An important decision recently came down from the U.S. Court of Appeals for the Sixth Circuit, finding that individual state bans on mandatory hospitalization prior to a stay at a long-term care (LTC) facility do not apply to LTC insurance policies that were already in effect before the ban.

October 29, 2021 — by Cozen O'Connor Elder Law

An important decision recently came down from the U.S. Court of Appeals for the Sixth Circuit, finding that individual state bans on mandatory hospitalization prior to a stay at a long-term care (LTC) facility do not apply to LTC insurance policies that were already in effect before the ban.

The case, Smith et al vs. Continental Casualty Co., involved residents of two states, Maybelle Smith from Ohio and Mary Fleming from Florida, who purchased LTC policies from Continental Casualty Company (CCC). The policies committed to paying the insured daily benefits if they ever moved into a LTC facility in exchange for the insured paying the premiums. The policies also required the insured to spend three days in a hospital before they could qualify for coverage. The two plaintiffs paid their annual premiums for the policies that were “guaranteed renewable for life” and eventually ended up in LTC facilities. However, after the women bought their policies, Ohio and Florida each banned the sale of LTC policies with mandatory hospital stay requirements. Neither woman spent time in a hospital prior to being admitted to their LTC facilities, so CCC denied their LTC coverage in accordance with their policies.
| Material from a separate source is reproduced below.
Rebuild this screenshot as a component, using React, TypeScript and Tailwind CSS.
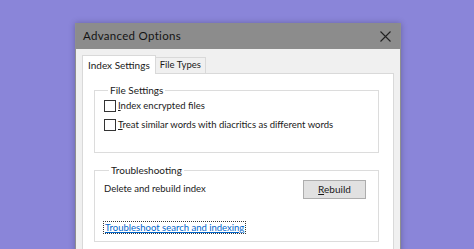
import React from 'react';

const font = { fontFamily: 'Lato, "Noto Sans", sans-serif' };

const CheckRow: React.FC<{ hot: string; rest: string }> = ({ hot, rest }) => (
  <label className="flex items-center gap-[2px] h-[19px]">
    <span className="w-[12px] h-[12px] border border-[#333] bg-white shrink-0" />
    <span className="text-[9.5px] text-[#1a1a1a] leading-none">
      <span className="underline underline-offset-1">{hot}</span>
      {rest}
    </span>
  </label>
);

export default function App() {
  return (
    <div className="w-[474px] h-[249px] overflow-hidden bg-[#8a85d9]" style={font}>
      <div className="ml-[75px] mt-[23px] w-[326px] h-[240px] bg-[#f0f0f0] border-x border-[#8f8f8f] shadow-[0_0_6px_rgba(0,0,0,0.25)]">
        {/* title bar */}
        <div className="h-[26px] bg-[#8c8c8c] flex items-center justify-between pl-[7px] pr-[9px]">
          <span className="text-[11.5px] tracking-[0.3px] text-[#141414]">Advanced Options</span>
          <svg width="11" height="11" viewBox="0 0 11 11">
            <path d="M0.5 0.5 L10.5 10.5 M10.5 0.5 L0.5 10.5" stroke="#222" strokeWidth="1.1" />
          </svg>
        </div>

        <div className="px-[6px] pt-[6px]">
          {/* tabs */}
          <div className="flex items-end h-[18px] relative z-10">
            <div className="h-[19px] px-[5px] bg-white border border-b-0 border-[#d9d9d9] flex items-center text-[10px] text-[#1a1a1a] -mb-[1px]">
              Index Settings
            </div>
            <div className="h-[16px] px-[4px] bg-[#f0f0f0] border border-l-0 border-b-0 border-[#d9d9d9] flex items-center text-[9.5px] text-[#1a1a1a]">
              File Types
            </div>
          </div>

          {/* panel */}
          <div className="bg-white border border-[#d9d9d9] h-[200px] pl-[11px] pr-[14px] pt-[10px]">
            <fieldset className="border border-[#dcdcdc] pl-[9px] pb-[14px] h-[69px]">
              <legend className="ml-[4px] px-[2px] text-[10px] text-[#1a1a1a] leading-[12px]">File Settings</legend>
              <div className="flex flex-col">
                <CheckRow hot="I" rest="ndex encrypted files" />
                <CheckRow hot="T" rest="reat similar words with diacritics as different words" />
              </div>
            </fieldset>

            <fieldset className="mt-[11px] border border-[#dcdcdc] pl-[9px] pr-[12px] h-[78px]">
              <legend className="ml-[5px] px-[2px] text-[10px] text-[#1a1a1a] leading-[12px]">Troubleshooting</legend>
              <div className="flex items-center justify-between mt-[4px]">
                <span className="text-[9.5px] text-[#1a1a1a]">Delete and rebuild index</span>
                <button className="w-[63px] h-[19px] bg-[#e1e1e1] border border-[#adadad] text-[10px] text-[#1a1a1a]">
                  <span className="underline underline-offset-1">R</span>ebuild
                </button>
              </div>
              <div className="mt-[14px]">
                <span className="text-[9.5px] text-[#0066cc] underline outline-1 outline-dotted outline-[#333] px-[1px]">
                  Troubleshoot search and indexing
                </span>
              </div>
            </fieldset>
          </div>
        </div>
      </div>
    </div>
  );
}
Smith and Fleming sued CCC arguing that the annual premiums they paid were consideration for a new annual contract with the insurance company, so when the states banned mandatory hospitalization requirements, this should have automatically been applied to their policies. The court found for CCC and dismissed the women’s claims, ruling that because the state bans occurred after the initial purchase of both Smith’s and Fleming’s policies, the mandatory three-day hospital stay was still in force as a requirement for coverage.

Representatives for Fleming and Smith (who have died since the start of the court case) appealed the district court’s decision, suggesting that the plaintiffs entered a new policy with CCC every year, so the state ban on mandatory hospital stays should have been included in the new annual policy.

In early October 2021, the U.S. Court of Appeals for the Sixth Circuit affirmed the lower court’s decision, holding that the state laws of Florida and Ohio outlawing mandatory hospitalization requirements did not apply to the LTC policies that Smith and Fleming signed because the policies remained in force continuously from when they became effective.

The court ruled that the original LTC policies were not intended to last only a year, as the trustee for Fleming’s estate and executor for Smith’s estate argued, because each year the limitations period did not restart, lifetime benefits did not reset, and the policies could not be renegotiated. The court maintained that the plaintiffs intended for their LTC policies to be extended indefinitely and had no end date. The insured did not have to go through a renewal or reapplication process each year as long as they were paying their premiums. Therefore, the original contract/policies and their provisions must stand.  

This decision is significant because it demonstrates that a contractual provision agreed to between two parties may survive a change in the law prohibiting such contractual provisions from being entered into in future agreements.